_Requirements_
Only the lines from the start of the data below through the line that contains "const plus = (s, w)" are to be copied, exactly and without pictures.

_Data excerpt_
** Begin **

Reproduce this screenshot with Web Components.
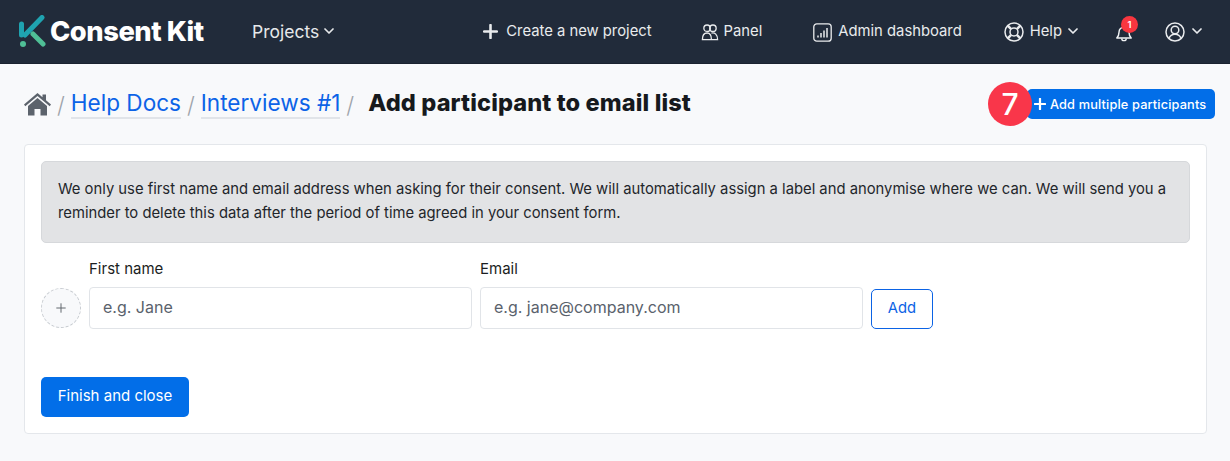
<!DOCTYPE html>
<html>
<head>
<meta charset="utf-8">
<title>Consent Kit</title>
<style>
  html, body { margin:0; padding:0; background:#f8f9fb; font-family:Inter, "Liberation Sans", sans-serif; color:#212529; }
</style>
</head>
<body>
<ck-navbar></ck-navbar>
<ck-page-header></ck-page-header>
<ck-card>
  <ck-alert>We only use first name and email address when asking for their consent. We will automatically assign a label and anonymise where we can. We will send you a reminder to delete this data after the period of time agreed in your consent form.</ck-alert>
  <ck-participant-form></ck-participant-form>
  <ck-button>Finish and close</ck-button>
</ck-card>

<script>
const chevron = `<svg width="10" height="6" viewBox="0 0 10 6" fill="none" stroke="currentColor" stroke-width="1.7" stroke-linecap="round" stroke-linejoin="round"><path d="M1 1l4 4 4-4"/></svg>`;
const plus = (s, w) => `<svg width="${s}" height="${s}" viewBox="0 0 14 14" stroke="currentColor" stroke-width="${w}" stroke-linecap="round"><path d="M7 1v12M1 7h12"/></svg>`;

class CkNavbar extends HTMLElement {
  constructor() {
    super();
    this.attachShadow({ mode: 'open' });
    this.shadowRoot.innerHTML = `
      <style>
        :host { display:flex; align-items:center; height:62px; background:#212b3a; border-bottom:1px solid #1a2230; color:#f1f3f5; font-size:15px; padding:0 28px 1px 18px; box-sizing:content-box; }
        .logo { display:flex; align-items:center; gap:3px; font-size:27.3px; font-weight:800; color:#fff; letter-spacing:-.45px; width:234px; }
        .logo svg { display:block; }
        .projects { display:flex; align-items:center; gap:5px; font-size:17.5px; color:#e6e8ea; }
        .right { margin-left:auto; display:flex; align-items:center; }
        .item { display:flex; align-items:center; gap:6px; color:#e9ebed; font-size:14.8px; }
        .item svg { display:block; }
        .item svg.ico { margin-top:2px; }
        .bell { position:relative; display:block; margin-top:3px; }
        .badge { position:absolute; left:6px; top:-8px; width:17px; height:17px; border-radius:50%; background:#f8363f; color:#fff; font-size:9.5px; font-weight:600; display:flex; align-items:center; justify-content:center; }
      </style>
      <div class="logo">
        <svg width="29" height="32" viewBox="0 0 29 32" fill="none" stroke-linecap="round">
          <path d="M3.500 9v11" stroke="#1fa3b0" stroke-width="5"/>
          <path d="M7 20L24 2.500" stroke="#1fa3b0" stroke-width="5"/>
          <path d="M15 19l10 10" stroke="#4fbf96" stroke-width="5"/>
          <circle cx="5" cy="29" r="3" fill="#4fbf96"/>
        </svg>
        <span>Consent Kit</span>
      </div>
      <div class="projects">Projects ${chevron}</div>
      <div class="right">
        <div class="item" style="margin-right:49px;gap:8px">${plus(15, 2.4)}<span>Create a new project</span></div>
        <div class="item" style="margin-right:51px;gap:5px">
          <svg class="ico" width="18" height="19" viewBox="0 0 19 19" fill="none" stroke="currentColor" stroke-width="1.4"><circle cx="6.4" cy="5" r="3.4"/><circle cx="12.6" cy="5" r="3.4"/><path d="M1.5 17c0-4.5 2-7 5-7s4.500 2.500 4.500 7zM11 10.200c3.500-1 6.500 1.500 6.500 6.800H11"/></svg>
          <span>Panel</span>
        </div>
        <div class="item" style="margin-right:42px">
          <svg class="ico" width="19" height="19" viewBox="0 0 19 19" fill="none" stroke="currentColor"><rect x=".8" y=".8" width="17.400" height="17.400" rx="3" stroke-width="1.300"/><path d="M5 14.500v-2M8 14.500v-4.500M11 14.500v-7M14 14.500v-9.500" stroke-width="1.500"/></svg>
          <span>Admin dashboard</span>
        </div>
        <div class="item" style="margin-right:37px">
          <svg class="ico" width="20" height="20" viewBox="0 0 20 20" fill="none" stroke="currentColor" stroke-width="1.500"><circle cx="10" cy="10" r="9"/><circle cx="10" cy="10" r="4"/><path d="M3.700 3.700l3.500 3.500M16.300 3.700l-3.500 3.500M3.700 16.300l3.500-3.500M16.300 16.300l-3.500-3.500" stroke-width="2.500"/></svg>
          <span>Help</span>${chevron}
        </div>
        <div class="bell" style="margin-right:32px;height:18px">
          <svg width="18" height="18" viewBox="0 0 20 20" fill="none" stroke="currentColor" stroke-width="1.600" stroke-linejoin="round" style="display:block;color:#f1f3f5"><path d="M2 15.500c1.500-1.500 2.500-2.500 2.500-6.500a5.500 5.500 0 0 1 11 0c0 4 1 5 2.500 6.500z"/><path d="M7.500 16a2.500 2.500 0 0 0 5 0"/></svg>
          <span class="badge">1</span>
        </div>
        <div class="item" style="gap:7px">
          <svg class="ico" width="20" height="20" viewBox="0 0 20 20" fill="none" stroke="currentColor" stroke-width="1.500"><circle cx="10" cy="10" r="9"/><circle cx="10" cy="8" r="3.800"/><path d="M4 16.500c1-3 3.200-4.200 6-4.200s5 1.200 6 4.200"/></svg>
          ${chevron}
        </div>
      </div>
    `;
  }
}

class CkPageHeader extends HTMLElement {
  constructor() {
    super();
    this.attachShadow({ mode: 'open' });
    this.shadowRoot.innerHTML = `
      <style>
        :host { display:flex; align-items:center; height:80px; padding:0 15px 0 24px; position:relative; box-sizing:border-box; }
        .crumbs { display:flex; align-items:center; font-size:22.550px; }
        .crumbs svg { display:block; }
        .sep { color:#9ea4ab; margin:0 6px; font-weight:300; }
        a { color:#0c63e7; text-decoration:none; border-bottom:2px solid #e1e4e9; line-height:28px; }
        h1 { margin:-4px 0 0 8px; font-size:23.600px; font-weight:800; color:#16191d; letter-spacing:.1px; }
        .add { margin-left:auto; position:relative; }
        .num { position:absolute; left:-39px; top:-7px; width:44px; height:44px; border-radius:50%; background:#f9364a; color:#fff; display:flex; align-items:center; justify-content:center; font-size:30px; font-weight:500; z-index:1; }
        .btn { display:flex; align-items:center; gap:4px; height:30px; width:188px; box-sizing:border-box; padding-left:7px; background:#026ee8; color:#fff; border-radius:5px; font-size:12.750px; font-weight:500; letter-spacing:.15px; }
      </style>
      <div class="crumbs">
        <svg width="27" height="23" viewBox="0 0 27 23" fill="#5c636c"><path d="M13.500 0L0 11.500l1.300 1.700L13.500 3l12.200 10.200 1.300-1.700-5-4.200V1.500h-3.500v2.800z"/><path d="M13.500 5L4 13v9.500h6.500v-6.500h6v6.500H23V13z"/></svg>
        <span class="sep">/</span><a>Help Docs</a><span class="sep">/</span><a>Interviews #1</a><span class="sep">/</span>
        <h1>Add participant to email list</h1>
      </div>
      <div class="add">
        <div class="num">7</div>
        <div class="btn">${plus(12, 2.6)}<span>Add multiple participants</span></div>
      </div>
    `;
  }
}

class CkCard extends HTMLElement {
  constructor() {
    super();
    this.attachShadow({ mode: 'open' });
    this.shadowRoot.innerHTML = `
      <style>
        :host { display:block; margin:0 23px 0 24px; padding:16px; background:#fff; border:1px solid #e4e7eb; border-radius:4px; height:290px; box-sizing:border-box; }
      </style>
      <slot></slot>
    `;
  }
}

class CkAlert extends HTMLElement {
  constructor() {
    super();
    this.attachShadow({ mode: 'open' });
    this.shadowRoot.innerHTML = `
      <style>
        :host { display:block; background:#e2e3e5; border:1px solid #d6d8db; border-radius:5px; padding:15px 16px 16px; height:82px; box-sizing:border-box; font-size:14.800px; line-height:24px; color:#22262b; }
      </style>
      <slot></slot>
    `;
  }
}

class CkParticipantForm extends HTMLElement {
  constructor() {
    super();
    this.attachShadow({ mode: 'open' });
    this.shadowRoot.innerHTML = `
      <style>
        :host { display:flex; align-items:flex-end; gap:8px; margin-top:16px; height:70px; margin-bottom:48px; }
        .avatar { width:40px; height:40px; box-sizing:border-box; border-radius:50%; border:1px dashed #c9cdd2; background:#f8f9fb; color:#62686f; display:flex; align-items:center; justify-content:center; margin-bottom:1px; }
        .field { width:383px; }
        label { display:block; font-size:15px; line-height:20px; margin-bottom:8px; color:#1b1e22; }
        .input { height:42px; box-sizing:border-box; border:1px solid #e1e4e8; border-radius:4px; background:#fff; padding:0 13px 2px; display:flex; align-items:center; font-size:16px; color:#5a626c; }
        .add { height:40px; width:62px; box-sizing:border-box; border:1px solid #0b63e5; border-radius:5px; color:#0b63e5; display:flex; align-items:center; justify-content:center; font-size:14.800px; font-weight:400; padding-bottom:2px; }
      </style>
      <div class="avatar">${plus(10, 1.4)}</div>
      <div class="field"><label>First name</label><div class="input">e.g. Jane</div></div>
      <div class="field"><label>Email</label><div class="input">e.g. jane@company.com</div></div>
      <div class="add">Add</div>
    `;
  }
}

class CkButton extends HTMLElement {
  constructor() {
    super();
    this.attachShadow({ mode: 'open' });
    this.shadowRoot.innerHTML = `
      <style>
        :host { display:inline-flex; align-items:center; justify-content:center; width:148px; height:40px; box-sizing:border-box; padding-bottom:3px; background:#026ee8; color:#fff; border-radius:5px; font-size:15px; font-weight:400; }
      </style>
      <slot></slot>
    `;
  }
}

customElements.define('ck-navbar', CkNavbar);
customElements.define('ck-page-header', CkPageHeader);
customElements.define('ck-card', CkCard);
customElements.define('ck-alert', CkAlert);
customElements.define('ck-participant-form', CkParticipantForm);
customElements.define('ck-button', CkButton);
</script>
</body>
</html>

** End **

_Answer in full_
Reproduce this screenshot with Web Components.
<!DOCTYPE html>
<html>
<head>
<meta charset="utf-8">
<title>Consent Kit</title>
<style>
  html, body { margin:0; padding:0; background:#f8f9fb; font-family:Inter, "Liberation Sans", sans-serif; color:#212529; }
</style>
</head>
<body>
<ck-navbar></ck-navbar>
<ck-page-header></ck-page-header>
<ck-card>
  <ck-alert>We only use first name and email address when asking for their consent. We will automatically assign a label and anonymise where we can. We will send you a reminder to delete this data after the period of time agreed in your consent form.</ck-alert>
  <ck-participant-form></ck-participant-form>
  <ck-button>Finish and close</ck-button>
</ck-card>

<script>
const chevron = `<svg width="10" height="6" viewBox="0 0 10 6" fill="none" stroke="currentColor" stroke-width="1.7" stroke-linecap="round" stroke-linejoin="round"><path d="M1 1l4 4 4-4"/></svg>`;
const plus = (s, w) => `<svg width="${s}" height="${s}" viewBox="0 0 14 14" stroke="currentColor" stroke-width="${w}" stroke-linecap="round"><path d="M7 1v12M1 7h12"/></svg>`;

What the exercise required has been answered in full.